Mempertimbangkan bahwa setiap peserta didik memiliki gaya belajar yang
berbeda-beda, maka dewasa ini mulai dikembangkan metode belajar
mengajar yang sesuai dengan sifat dan karakteristik masing-masing
individu peserta didik tersebut (Prashnig, 2007). Bagi generasi peserta
didik yang lahir setelah tahun 1990, keberadaan beragam teknologi
elektronika dan digital telah menjadi bagian hidup keseharian mereka
yang tidak terpisahkan, terutama bagi mereka yang tinggal di kota-kota
besar. Pertumbuhan warung internet yang sedemikian pesat, peningkatan
transmisi SMS (Short Message Service) yang sangat tinggi, penambahan
jumlah menara BTS (Base Transceiver Station) dimana-mana, pengenalan
beragam kanal-kanal televisi baru, dan lain-lain memperlihatkan bahwa
bagi generasi masa kini, media teknologi ini mau tidak mau sudah
menjadi bagian dari dunia pembelajaran mereka sehari-hari. Sehingga
jika mereka harus masuk ke kelas di sekolah maupun kampus untuk belajar
formal, ketidakadaan fasilitas teknologi yang biasa mereka pergunakan
untuk “belajar” sehari-hari di lingkungan keluarga dan masyarakat akan
menjadi pertanyaan besar dan kenyataan serius yang mereka hadapi. Ini
adalah sebuah contoh sebuah konteks dan alasan mengapa keterlibatan TIK
dalam proses mengajar-belajar menjadi sedemikian penting dan
krusialnya. Generasi yang oleh Don Tapscott dinamakan sebagai “the net
generation” ini memiliki karakteristik unik terkait dengan proses
belajar (Tapscott, 1998); diantaranya adalah: lingkungan belajar yang
menyenangkan, proses belajar yang menarik, ragam referensi yang
berbasis multimedia, dan lain sebagainya (Lancaster, 2002).
Konteks
berikutnya mengapa TIK begitu penting bagi pendidikan adalah ditinjau
dari perspektif historis. Dalam sejarahnya, proses pembelajaran dimulai
melalui suatu proses komunikasi antara satu pihak dengan pihak lainnya
(Sadiman, 1986). Dalam kaitan ini, teknologi terkait dengan mekanisme
komunikasi dibutuhkan karena adanya keterbatasan dari panca indera
manusia. Mencoba memahami bagaimana proses terjadinya gerhana matahari
total, bagaimana proses pertumbuhan pohon beringin terjadi selama
ratusan tahun, bagaimana tahapan musnahnya dinosaurus dari muka bumi,
dan bagaimana tumbukan dua buah atom bisa terjadi merupakan sejumlah
contoh menantang tingkat kognitif setiap peserta didik di sekolah.
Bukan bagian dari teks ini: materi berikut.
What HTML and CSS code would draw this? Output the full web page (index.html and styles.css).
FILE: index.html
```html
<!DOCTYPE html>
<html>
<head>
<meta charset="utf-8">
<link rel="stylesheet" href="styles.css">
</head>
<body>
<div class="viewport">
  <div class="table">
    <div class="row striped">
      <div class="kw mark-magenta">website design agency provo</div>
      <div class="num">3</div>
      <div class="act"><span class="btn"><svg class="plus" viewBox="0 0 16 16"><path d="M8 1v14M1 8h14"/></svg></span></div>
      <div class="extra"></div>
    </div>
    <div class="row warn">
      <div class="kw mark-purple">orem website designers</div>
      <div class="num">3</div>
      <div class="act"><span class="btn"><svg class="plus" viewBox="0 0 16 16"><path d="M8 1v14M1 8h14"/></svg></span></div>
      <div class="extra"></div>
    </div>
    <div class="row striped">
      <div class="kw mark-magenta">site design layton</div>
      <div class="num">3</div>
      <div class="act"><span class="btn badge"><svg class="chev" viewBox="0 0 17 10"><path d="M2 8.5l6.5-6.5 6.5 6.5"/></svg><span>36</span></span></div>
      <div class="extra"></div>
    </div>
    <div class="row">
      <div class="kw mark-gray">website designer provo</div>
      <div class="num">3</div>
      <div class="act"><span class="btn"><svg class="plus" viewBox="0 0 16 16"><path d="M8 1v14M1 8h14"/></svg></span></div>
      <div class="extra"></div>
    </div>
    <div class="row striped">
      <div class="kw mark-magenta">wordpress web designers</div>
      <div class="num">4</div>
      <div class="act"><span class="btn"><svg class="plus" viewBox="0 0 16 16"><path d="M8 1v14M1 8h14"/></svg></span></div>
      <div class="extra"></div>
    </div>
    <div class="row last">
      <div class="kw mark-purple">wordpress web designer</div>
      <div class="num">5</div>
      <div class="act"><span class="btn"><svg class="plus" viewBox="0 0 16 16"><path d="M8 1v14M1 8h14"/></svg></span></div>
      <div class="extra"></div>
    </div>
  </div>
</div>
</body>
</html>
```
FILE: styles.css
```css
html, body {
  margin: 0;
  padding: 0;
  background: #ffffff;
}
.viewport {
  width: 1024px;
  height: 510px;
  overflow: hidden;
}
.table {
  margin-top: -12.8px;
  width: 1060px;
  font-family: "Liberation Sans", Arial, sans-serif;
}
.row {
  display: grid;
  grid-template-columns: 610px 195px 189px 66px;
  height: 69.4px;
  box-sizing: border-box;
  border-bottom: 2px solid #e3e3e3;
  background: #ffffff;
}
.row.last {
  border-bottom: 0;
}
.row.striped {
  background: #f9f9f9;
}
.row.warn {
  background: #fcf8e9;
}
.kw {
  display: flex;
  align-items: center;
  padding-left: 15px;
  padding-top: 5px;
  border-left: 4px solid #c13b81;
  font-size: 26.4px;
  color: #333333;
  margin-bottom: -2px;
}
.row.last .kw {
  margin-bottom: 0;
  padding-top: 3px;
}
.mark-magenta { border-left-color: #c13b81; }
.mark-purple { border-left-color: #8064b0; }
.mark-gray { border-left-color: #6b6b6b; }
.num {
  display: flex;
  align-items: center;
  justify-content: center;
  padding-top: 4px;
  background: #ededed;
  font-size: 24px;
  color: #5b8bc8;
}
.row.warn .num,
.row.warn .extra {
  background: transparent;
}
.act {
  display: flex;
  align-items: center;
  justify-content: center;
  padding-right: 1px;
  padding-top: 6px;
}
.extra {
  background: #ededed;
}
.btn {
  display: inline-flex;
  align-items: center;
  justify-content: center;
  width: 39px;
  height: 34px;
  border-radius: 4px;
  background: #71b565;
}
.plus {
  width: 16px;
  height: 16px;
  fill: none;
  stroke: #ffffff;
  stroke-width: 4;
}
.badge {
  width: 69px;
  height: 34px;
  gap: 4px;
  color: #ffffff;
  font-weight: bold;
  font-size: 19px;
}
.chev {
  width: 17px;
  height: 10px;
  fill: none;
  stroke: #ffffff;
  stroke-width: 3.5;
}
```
Tanpa adanya alat bantuan komunikasi (baca: media teknologi), akan
sangat sulit bagi siswa untuk dapat membayangkan bagaimana sejumlah
fenomena alam tersebut terjadi. Oleh karena itulah maka keberadaan TIK
sebagai teknologi bantu proses mengajar-belajar menjadi suatu kebutuhan
yang tak terelakkan dewasa ini.
Dalam
komunikasi, terjadi proses pertukaran informasi antara satu pihak
dengan lainnya, dimana isi pesan dari komunikasi ini selanjutnya diolah
oleh otak manusia untuk menjadi sebuah pengetahuan (Djiwandono, 2006).
Hal ini berarti bahwa “informasi” merupakan bahan baku dari
pengetahuan. Dalam perspektif inilah pemanfaatan TIK yang ketiga
menemui konteks peranan berikutnya. Sebagai teknologi yang memiliki
ciri fiksatif, manipulatif, dan distributif terhadap informasi yang
menjadi bahan bakunya (Azhar, 1997), pemanfaatan dan penerapan media
pendidikan ini sangat selaras dengan hakekat pendidikan itu sendiri
(Muliawan, 2008). Selain memiliki ketiga ciri tersebut, TIK juga
menawarkan kemampuan untuk menjadi penampung (baca: repositori)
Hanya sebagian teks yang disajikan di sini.